TOKYO, April 30 (Reuters) - The yen struggled to hold

its line against the dollar on Tuesday after making sharp gains

the previous day sparked by suspected intervention by Japanese

authorities.

The currency inched down 0.30% to 156.79 per

dollar but was well off its 34-year low of 160.245 hit on Monday

when traders say yen-buying intervention by Tokyo drove a

eye-catching rebound of nearly six yen. It briefly popped above

157 earlier in Tuesday's session.

Japanese authorities haven't confirmed that they had stepped

into the currency market in support of the yen, but markets

remain on heightened intervention alert ahead of the Federal

Reserve's monetary policy review this week.

Official figures that would reveal whether intervention did

in fact occur won't be available until late May.

While some market players had zeroed in on 160 yen per

dollar as the possible trigger for intervention, analysts said

Japanese authorities may not be targeting particular levels.

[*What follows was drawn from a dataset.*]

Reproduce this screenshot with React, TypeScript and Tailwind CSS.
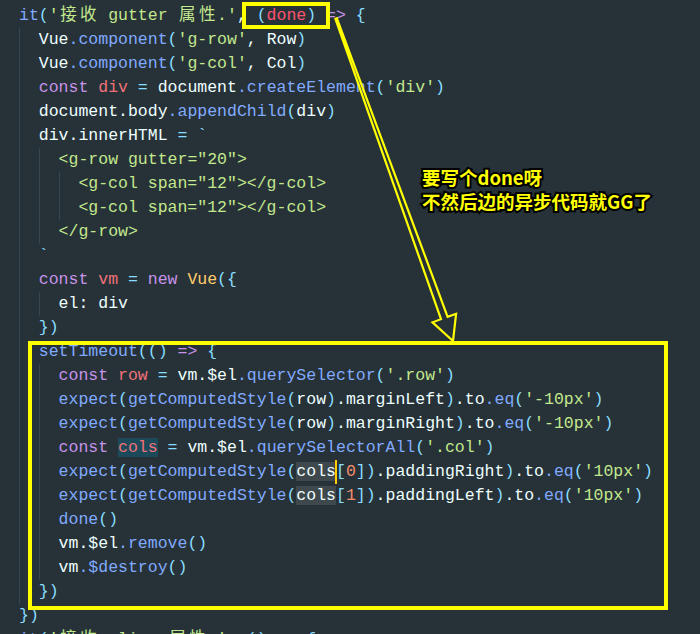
import React from 'react';

const W = 'text-[#eeffff]';
const B = 'text-[#82aaff]';
const C = 'text-[#89ddff]';
const G = 'text-[#c3e88d]';
const P = 'text-[#c792ea]';
const R = 'text-[#ff5370]';
const V = 'text-[#f07178]';
const Y = 'text-[#ffcb6b]';
const O = 'text-[#f78c6c]';

type Tok = [string, string, string?];
type Line = { indent: number; toks: Tok[] };

const isCjk = (ch: string) => /[\u3000-\u9fff]/.test(ch);

// CJK glyphs take two columns in the editor
const renderText = (s: string) =>
  Array.from(s).map((ch, i) =>
    isCjk(ch) ? (
      <span key={i} className="inline-block w-[2ch] text-center">
        {ch}
      </span>
    ) : (
      ch
    )
  );

const expectLine = (arg: Tok[], prop: string, val: string): Tok[] => [
  ['expect', B],
  ['(', C],
  ['getComputedStyle', B],
  ['(', C],
  ...arg,
  [')', C],
  ['.' + prop, W],
  [')', C],
  ['.to', W],
  ['.eq', B],
  ['(', C],
  ["'" + val + "'", G],
  [')', C],
];

const lines: Line[] = [
  { indent: 0, toks: [['})', C]] },
  {
    indent: 0,
    toks: [
      ['it', B],
      ['(', C],
      ["'接收 gutter 属性.'", G],
      [', ', W],
      ['(', C],
      ['done', R],
      [')', C],
      [' ', W],
      ['=>', P],
      [' ', W],
      ['{', C],
    ],
  },
  { indent: 1, toks: [['Vue', W], ['.component', B], ['(', C], ["'g-row'", G], [', Row', W], [')', C]] },
  { indent: 1, toks: [['Vue', W], ['.component', B], ['(', C], ["'g-col'", G], [', Col', W], [')', C]] },
  {
    indent: 1,
    toks: [
      ['const ', P],
      ['div', V],
      [' = ', C],
      ['document', W],
      ['.createElement', B],
      ['(', C],
      ["'div'", G],
      [')', C],
    ],
  },
  { indent: 1, toks: [['document.body', W], ['.appendChild', B], ['(', C], ['div', W], [')', C]] },
  { indent: 1, toks: [['div.innerHTML', W], [' = ', C], ['`', C]] },
  { indent: 2, toks: [['<g-row gutter="20">', G]] },
  { indent: 3, toks: [['<g-col span="12"></g-col>', G]] },
  { indent: 3, toks: [['<g-col span="12"></g-col>', G]] },
  { indent: 2, toks: [['</g-row>', G]] },
  { indent: 1, toks: [['`', C]] },
  {
    indent: 1,
    toks: [
      ['const ', P],
      ['vm', V],
      [' = ', C],
      ['new ', P],
      ['Vue', Y],
      ['({', C],
    ],
  },
  { indent: 2, toks: [['el: div', W]] },
  { indent: 1, toks: [['})', C]] },
  { indent: 1, toks: [['setTimeout', B], ['(() ', C], ['=>', P], [' {', C]] },
  {
    indent: 2,
    toks: [
      ['const ', P],
      ['row', V],
      [' = ', C],
      ['vm.$el', W],
      ['.querySelector', B],
      ['(', C],
      ["'.row'", G],
      [')', C],
    ],
  },
  { indent: 2, toks: expectLine([['row', W]], 'marginLeft', '-10px') },
  { indent: 2, toks: expectLine([['row', W]], 'marginRight', '-10px') },
  {
    indent: 2,
    toks: [
      ['const ', P],
      ['cols', V, 'bg-[#1d4a5b]'],
      [' = ', C],
      ['vm.$el', W],
      ['.querySelectorAll', B],
      ['(', C],
      ["'.col'", G],
      [')', C],
    ],
  },
  {
    indent: 2,
    toks: expectLine(
      [
        ['cols', W, 'bg-[#3e484d]'],
        ['|', '', 'cursor'],
        ['[', C],
        ['0', O],
        [']', C],
      ],
      'paddingRight',
      '10px'
    ),
  },
  {
    indent: 2,
    toks: expectLine(
      [
        ['cols', W, 'bg-[#3e484d]'],
        ['[', C],
        ['1', O],
        [']', C],
      ],
      'paddingLeft',
      '10px'
    ),
  },
  { indent: 2, toks: [['done', B], ['()', C]] },
  { indent: 2, toks: [['vm.$el', W], ['.remove', B], ['()', C]] },
  { indent: 2, toks: [['vm', W], ['.$destroy', B], ['()', C]] },
  { indent: 1, toks: [['})', C]] },
  { indent: 0, toks: [['})', C]] },
  {
    indent: 0,
    toks: [
      ['it', B],
      ['(', C],
      ["'接收 align 属性.'", G],
      [', ', W],
      ['() ', C],
      ['=>', P],
      [' {', C],
    ],
  },
];

const CodeLine: React.FC<{ line: Line }> = ({ line }) => (
  <div className="h-[24px] leading-[24px] whitespace-pre flex items-start">
    {Array.from({ length: line.indent }).map((_, i) => (
      <span key={i} className="inline-block w-[2ch] h-[24px] border-l border-[#37474f] shrink-0" />
    ))}
    <span>
      {line.toks.map(([text, color, extra], i) =>
        extra === 'cursor' ? (
          <span key={i} className="relative inline-block w-0 h-[24px] align-top">
            <span className="absolute left-[-1px] top-0 w-[2px] h-[24px] bg-[#ffcc00]" />
          </span>
        ) : (
          <span key={i} className={`${color} ${extra ?? ''}`}>
            {renderText(text)}
          </span>
        )
      )}
    </span>
  </div>
);

export default function App() {
  return (
    <div className="relative w-[700px] h-[634px] overflow-hidden bg-[#263238] font-['Liberation_Mono','Noto_Sans_CJK_SC',monospace] text-[16.5px]">
      <div className="mt-[-20px] pl-[19px]">
        {lines.map((line, i) => (
          <CodeLine key={i} line={line} />
        ))}
      </div>

      {/* annotations drawn over the editor */}
      <div className="absolute left-[242px] top-[2px] w-[88px] h-[27px] border-4 border-[#ffff00]" />
      <div className="absolute left-[28px] top-[341px] w-[640px] h-[269px] border-4 border-[#ffff00]" />

      <svg className="absolute inset-0 pointer-events-none" width="700" height="634" viewBox="0 0 700 634">
        <polygon
          points="336.8,18.2 447.6,316.8 456.1,313.8 453,341 432.5,322.3 441,319.2 335.4,18.8"
          fill="none"
          stroke="#ffff00"
          strokeWidth="2.2"
          strokeLinejoin="miter"
        />
      </svg>

      <div className="absolute left-[422px] top-[165px] font-['Noto_Sans_CJK_SC',sans-serif] font-bold text-[18.5px] leading-[24px] text-[#ffff00] [-webkit-text-stroke:4px_#000] [paint-order:stroke_fill] whitespace-nowrap">
        <div>要写个done呀</div>
        <div>不然后边的异步代码就GG了</div>
      </div>
    </div>
  );
}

"Obviously, the still wide policy rate gulf between the Fed

and BOJ could continue to keep USD/JPY buoyant. For that reason,

we believe Japanese officials desire more flexibility in terms

of what levels to intervene at," said Wei Liang Chang, a

currency and credit strategist at DBS.

Despite the yen's biggest one-day gain this year on the

dollar, the Japanese currency still sits lower than it was

before the Bank of Japan's (BOJ) policy announcement last week.

It has also suffered its largest monthly decline since January.

The BOJ's go-slow approach on interest rate increases,

following its landmark decision to ditch negative rates in

March, has traders betting that Japanese bond yields will remain

low for an extended period. In contrast, U.S. rates are still

relatively high and provide enough latitude for yen bears.

The Fed begins its two-day monetary policy meeting on

Tuesday, where it's expected to hold rates at 5.25%-5.5%, with

U.S. inflation proving to be sticky.

It's also expected to strike a hawkish message, meaning more

yen selling is likely, said Carol Kong, a currency strategist at

the Commonwealth Bank of Australia.

"The implication is the MOF will likely be forced to step in

more than once to slow the rise in USD/JPY."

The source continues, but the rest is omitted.